The Mercedes-Benz EQ pair ran line astern for a number of laps around the half-way mark of the session, with Nyck de Vries making the best of a now-drying surface to break the 1:20 barrier with a 1:19.215s; the session's fastest time. Stoffel Vandoorne followed, less than 0.1 seconds back.

Drying, but not quite dry; the track caught out Sebastien Buemi (Nissan e.dams) at Turn 2, with the Swiss' Nissan IM03 beached in the gravel trap and requiring recovery. The conditions were certainly tricky in the lead up to lunch, though lap times did continue to tumble as around half of the field found themselves around and about the 1:19 mark.

[0900] And We Go Green!

After torrential rain and hours of thunderstorms yesterday afternoon in Valencia, the Circuit Ricardo Tormo had shaken off the standing water come Saturday morning, with the track surface largely dry, the weather much improved, and just a few wet patches remaining in the more stubborn dips and divots.

All 24 cars left the pit-lane within a few minutes of the session going live, and had completed their first laps of the 2020/21 campaign, as teams set about working through their intricately-planned practice programmes - seeking to prove their new powertrains and cars.

Reigning champion Antonio Felix da Costa's first sighter lap in the DS TECHEETAH E-TENSE FE20 saw him sit atop the timesheets for the first hour of running ahead of teammate Jean-Eric Vergne and BMW i Andretti Motorsport's Max Guenther.

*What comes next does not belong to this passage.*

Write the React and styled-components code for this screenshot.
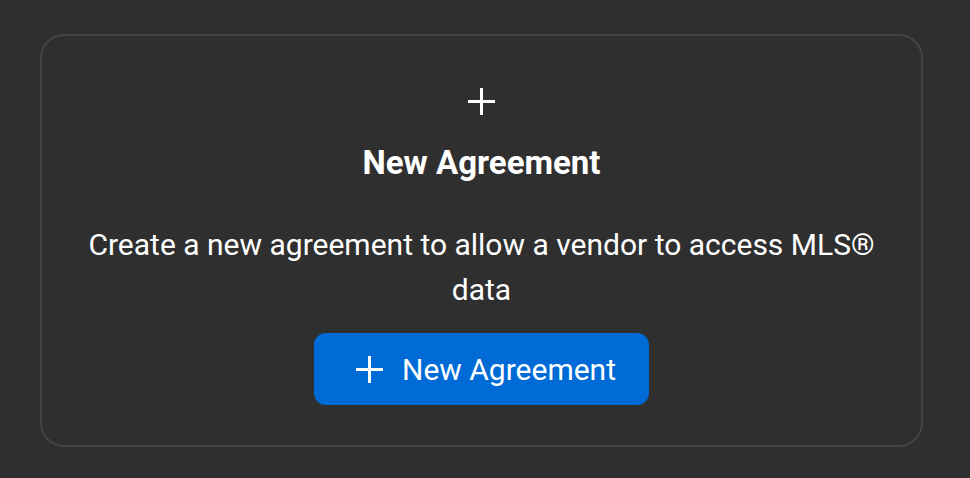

Times, though, are not entirely the priority at testing, as team principal Mark Preston explains.



"You can do all the simulation and the calculations in the world but nothing beats actually going to a real race track to validate everything," says the Australian.

"When you test things on rigs or dynos or simulators, you don’t always find the differences that can happen on the track.

"This track is more of a traditional race circuit, so it’s maybe not completely representative but you can judge yourself against other teams. It’s nothing definitive and it won’t tell you if you’re fastest but it could show you if you’re faster.

"It validates all of your concepts and ideas you’ve developed and it comes together at the track."